What you will do:
Pictures must not be retyped. Return exactly the lines from the one with "Emit a component" through the one with "['Daltonize.fx', 'Deband.fx', 'Denoise.fx', 'DepthHaze.fx'];", both included, and no others.

The records:
+ + + + + + +

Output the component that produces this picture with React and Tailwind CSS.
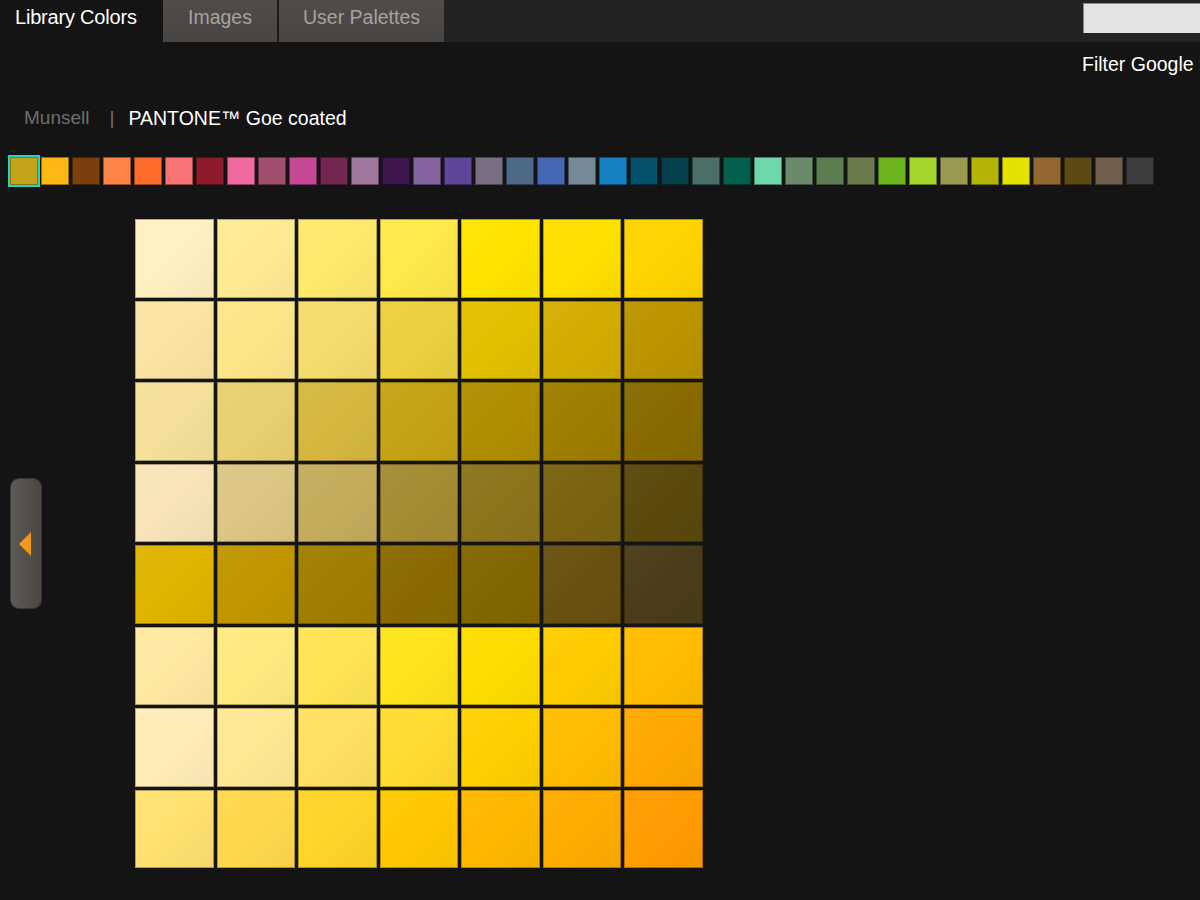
import React from "react";

const strip = [
  "#c4a51a", "#fdb813", "#7a3f0c", "#fd8545", "#fd6b2a", "#f87474", "#8f1a2b",
  "#f06aa0", "#a0506e", "#c64896", "#722650", "#a0779c", "#3f1650", "#8463a0",
  "#60469a", "#7a6f82", "#4e6a88", "#4568b5", "#778896", "#1682c4", "#045068",
  "#06404c", "#4b7068", "#03604c", "#6ed8a8", "#6a8a6c", "#5c7d50", "#6c7b4c",
  "#6cb41c", "#a4d62c", "#9a9a50", "#b4b404", "#e4e000", "#946630", "#5c4a14",
  "#725e4c", "#3c3c3c",
];

const grid = [
  ["#fff0c2", "#ffea94", "#ffe86c", "#ffe84a", "#ffe400", "#ffe000", "#ffd400"],
  ["#fbe4a2", "#fde688", "#f6dc6c", "#ecd03e", "#e2c000", "#d4ac00", "#bc9400"],
  ["#f4e098", "#e8d070", "#d6b840", "#c4a414", "#b08e00", "#9e7e00", "#886a00"],
  ["#f8e4b8", "#dcc684", "#c4ac5c", "#a48c34", "#8c741c", "#7a6210", "#5a480c"],
  ["#e0b400", "#c09600", "#a07e00", "#8a6a00", "#826600", "#6a5010", "#4a3c18"],
  ["#ffe8a0", "#ffea80", "#ffe454", "#ffe41c", "#ffdc00", "#ffcc00", "#ffbc00"],
  ["#ffecb8", "#ffe894", "#ffe060", "#ffdc30", "#ffd000", "#ffbc00", "#ffa800"],
  ["#ffe070", "#ffd84c", "#ffd428", "#ffc800", "#ffb800", "#ffac00", "#ff9c00"],
];

export default function App() {
  return (
    <div
      className="w-[1200px] h-[900px] overflow-hidden bg-[#141414] flex flex-col"
      style={{ fontFamily: '"Liberation Sans", Arial, sans-serif' }}
    >
      {/* Header / tabs */}
      <div className="h-[42px] flex bg-[#232323] shrink-0">
        <div className="w-[163px] h-full bg-[#141414] pl-[15px] pt-[6px] text-[20px] leading-[22px] text-white tracking-[-0.2px]">
          Library Colors
        </div>
        <div className="w-[114px] h-full bg-gradient-to-b from-[#504c49] to-[#474441] flex justify-center pt-[6px] text-[19.5px] leading-[22px] text-[#a3a3a3]">
          Images
        </div>
        <div className="w-[2px] h-full bg-[#1c1c1c]" />
        <div className="w-[165px] h-full bg-gradient-to-b from-[#504c49] to-[#474441] flex justify-center pt-[6px] text-[19.5px] leading-[22px] text-[#a3a3a3]">
          User Palettes
        </div>
        <div className="flex-1" />
        <div className="w-[117px] h-[30px] mt-[3px] bg-[#e4e4e4] border-t border-l border-[#8a8a8a]" />
      </div>

      {/* Filter row */}
      <div className="flex justify-end mt-[11px]">
        <div className="w-[118px] overflow-hidden whitespace-nowrap text-[19.5px] leading-[22px] text-white">
          Filter Google results
        </div>
      </div>

      {/* Library selector */}
      <div className="flex items-center mt-[32px] pl-[24px] text-[19px] leading-[22px]">
        <span className="text-[#6e6e6e]">Munsell</span>
        <span className="text-[#6e6e6e] ml-[20px]">|</span>
        <span className="text-white ml-[14px] text-[19.5px]">PANTONE™ Goe coated</span>
      </div>

      {/* Colour strip */}
      <div className="flex gap-[3px] mt-[28px] pl-[10px]">
        {strip.map((c, i) => (
          <div
            key={i}
            className={
              i === 0
                ? "w-[28px] h-[28px] shrink-0 border border-black/30 ring-2 ring-[#27d3c3]"
                : "w-[28px] h-[28px] shrink-0 border border-black/40"
            }
            style={{ backgroundColor: c }}
          />
        ))}
      </div>

      {/* Main area */}
      <div className="flex items-center mt-[34px]">
        <div className="ml-[10px] w-[32px] h-[131px] rounded-[9px] bg-gradient-to-r from-[#5e5a56] to-[#4a4642] border border-[#3a3734] flex items-center justify-center shrink-0">
          <svg width="14" height="26" viewBox="0 0 14 26" className="-ml-[3px]">
            <polygon points="1,13 13,1 13,25" fill="#f5961e" />
          </svg>
        </div>
        <div className="ml-[93px] grid grid-cols-[repeat(7,78.5px)] auto-rows-[78.5px] gap-[3px]">
          {grid.flat().map((c, i) => (
            <div
              key={i}
              className="shadow-[inset_0_0_0_1px_rgba(0,0,0,0.3)] bg-gradient-to-br from-white/[0.04] via-transparent to-black/[0.04]"
              style={{ backgroundColor: c }}
            />
          ))}
        </div>
      </div>
    </div>
  );
}
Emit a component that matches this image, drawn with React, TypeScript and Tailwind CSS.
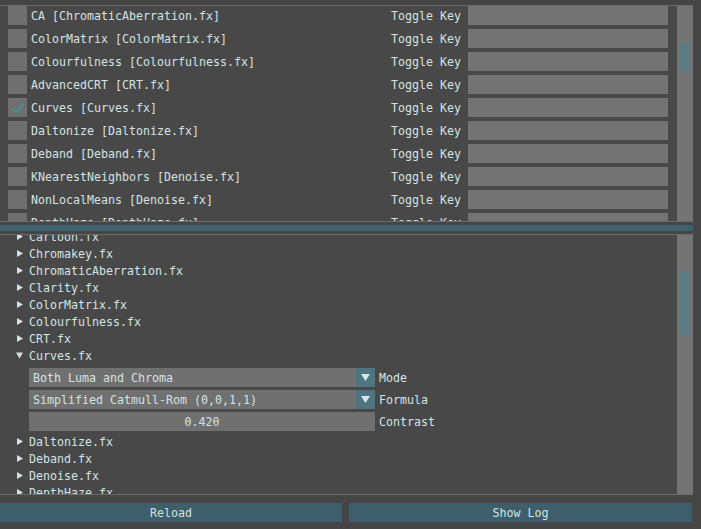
import React from 'react';

const effects = [
  { label: 'CA [ChromaticAberration.fx]' },
  { label: 'ColorMatrix [ColorMatrix.fx]' },
  { label: 'Colourfulness [Colourfulness.fx]' },
  { label: 'AdvancedCRT [CRT.fx]' },
  { label: 'Curves [Curves.fx]', on: true },
  { label: 'Daltonize [Daltonize.fx]' },
  { label: 'Deband [Deband.fx]' },
  { label: 'KNearestNeighbors [Denoise.fx]' },
  { label: 'NonLocalMeans [Denoise.fx]' },
  { label: 'DepthHaze [DepthHaze.fx]' },
];

const filesBefore = [
  'Cartoon.fx',
  'Chromakey.fx',
  'ChromaticAberration.fx',
  'Clarity.fx',
  'ColorMatrix.fx',
  'Colourfulness.fx',
  'CRT.fx',
];

const filesAfter = ['Daltonize.fx', 'Deband.fx', 'Denoise.fx', 'DepthHaze.fx'];

function Arrow({ open }: { open?: boolean }) {
  if (open) {
    return (
      <svg width="7" height="7" viewBox="0 0 7 7" className="ml-[16px] mr-[6px] shrink-0">
        <polygon points="0,0.5 7,0.5 3.5,6.5" fill="#d3e3e3" />
      </svg>
    );
  }
  return (
    <svg width="6" height="7" viewBox="0 0 6 7" className="ml-[17px] mr-[6px] shrink-0">
      <polygon points="0,0 6,3.5 0,7" fill="#d3e3e3" />
    </svg>
  );
}

function TreeItem({ name, open }: { name: string; open?: boolean }) {
  return (
    <div className="flex h-[17px] items-center">
      <Arrow open={open} />
      <span className="pt-[2px]">{name}</span>
    </div>
  );
}

function Combo({ value, label }: { value: string; label: string }) {
  return (
    <div className="flex h-[19px] items-center">
      <div className="ml-[29px] flex h-[19px] w-[346px] items-center bg-[#707070]">
        <span className="flex-1 pl-[4px] pt-[2px]">{value}</span>
        <div className="flex h-[19px] w-[19px] items-center justify-center bg-[#4f7580]">
          <svg width="9" height="7" viewBox="0 0 9 7">
            <polygon points="0,0 9,0 4.5,7" fill="#d6e6ea" />
          </svg>
        </div>
      </div>
      <span className="ml-[4px] pt-[2px]">{label}</span>
    </div>
  );
}

function Scrollbar({ top, height }: { top: number; height: number }) {
  return (
    <div className="relative w-[16px] shrink-0 bg-[#737373]">
      <div
        className="absolute left-[3px] w-[10px] bg-[#5b7b84]"
        style={{ top, height }}
      />
    </div>
  );
}

export default function App() {
  return (
    <div className="h-[529px] w-[701px] overflow-hidden bg-[#454545] pt-[5px] font-['DejaVu_Sans_Mono',monospace] text-[11.63px] leading-none text-[#d3e3e3]">
      {/* technique list */}
      <div className="mr-[8px] flex h-[217px] border-y border-[#6c6c6c] bg-[#484848]">
        <div className="flex flex-1 flex-col gap-[4px] overflow-hidden">
          {effects.map((e) => (
            <div key={e.label} className="flex h-[19px] shrink-0 items-center">
              <div className="ml-[8px] flex h-[19px] w-[19px] shrink-0 items-center justify-center bg-[#6f6f6f]">
                {e.on && (
                  <svg width="14" height="12" viewBox="0 0 14 12">
                    <polyline points="1.5,6.5 5,10 12.5,1.5" fill="none" stroke="#4f8a9a" strokeWidth="2.4" />
                  </svg>
                )}
              </div>
              <span className="ml-[4px] w-[360px] pt-[2px]">{e.label}</span>
              <span className="w-[77px] pt-[2px]">Toggle Key</span>
              <div className="h-[19px] w-[200px] bg-[#737373]" />
            </div>
          ))}
        </div>
        <Scrollbar top={37} height={28} />
      </div>

      {/* splitter */}
      <div className="mr-[8px] mt-[3px] h-[6px] bg-[#3e6370]" />

      {/* effect files */}
      <div className="mr-[8px] mt-[3px] flex h-[261px] border-y border-[#6c6c6c] bg-[#484848]">
        <div className="flex-1 overflow-hidden">
          <div className="mt-[-7px] flex flex-col">
            {filesBefore.map((f) => (
              <TreeItem key={f} name={f} />
            ))}
            <TreeItem name="Curves.fx" open />
            <div className="mt-[4px] flex flex-col gap-[3px]">
              <Combo value="Both Luma and Chroma" label="Mode" />
              <Combo value="Simplified Catmull-Rom (0,0,1,1)" label="Formula" />
              <div className="flex h-[19px] items-center">
                <div className="ml-[29px] flex h-[19px] w-[346px] items-center justify-center bg-[#707070] pt-[2px]">
                  0.420
                </div>
                <span className="ml-[4px] pt-[2px]">Contrast</span>
              </div>
            </div>
            <div className="mt-[2px] flex flex-col">
              {filesAfter.map((f) => (
                <TreeItem key={f} name={f} />
              ))}
            </div>
          </div>
        </div>
        <Scrollbar top={36} height={64} />
      </div>

      {/* buttons */}
      <div className="mt-[8px] flex gap-[7px]">
        <button className="flex h-[19px] w-[342px] items-center justify-center bg-[#3d5e6a] pt-[2px]">Reload</button>
        <button className="flex h-[19px] w-[343px] items-center justify-center bg-[#3d5e6a] pt-[2px]">Show Log</button>
      </div>
    </div>
  );
}
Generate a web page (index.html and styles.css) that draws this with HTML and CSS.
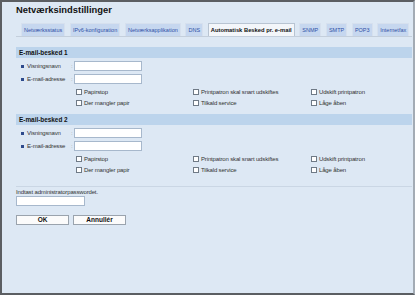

+ + + + + + +

Expected answer:
Emit a component that matches this image, drawn with React, TypeScript and Tailwind CSS.
import React from 'react';

const effects = [
  { label: 'CA [ChromaticAberration.fx]' },
  { label: 'ColorMatrix [ColorMatrix.fx]' },
  { label: 'Colourfulness [Colourfulness.fx]' },
  { label: 'AdvancedCRT [CRT.fx]' },
  { label: 'Curves [Curves.fx]', on: true },
  { label: 'Daltonize [Daltonize.fx]' },
  { label: 'Deband [Deband.fx]' },
  { label: 'KNearestNeighbors [Denoise.fx]' },
  { label: 'NonLocalMeans [Denoise.fx]' },
  { label: 'DepthHaze [DepthHaze.fx]' },
];

const filesBefore = [
  'Cartoon.fx',
  'Chromakey.fx',
  'ChromaticAberration.fx',
  'Clarity.fx',
  'ColorMatrix.fx',
  'Colourfulness.fx',
  'CRT.fx',
];

const filesAfter = ['Daltonize.fx', 'Deband.fx', 'Denoise.fx', 'DepthHaze.fx'];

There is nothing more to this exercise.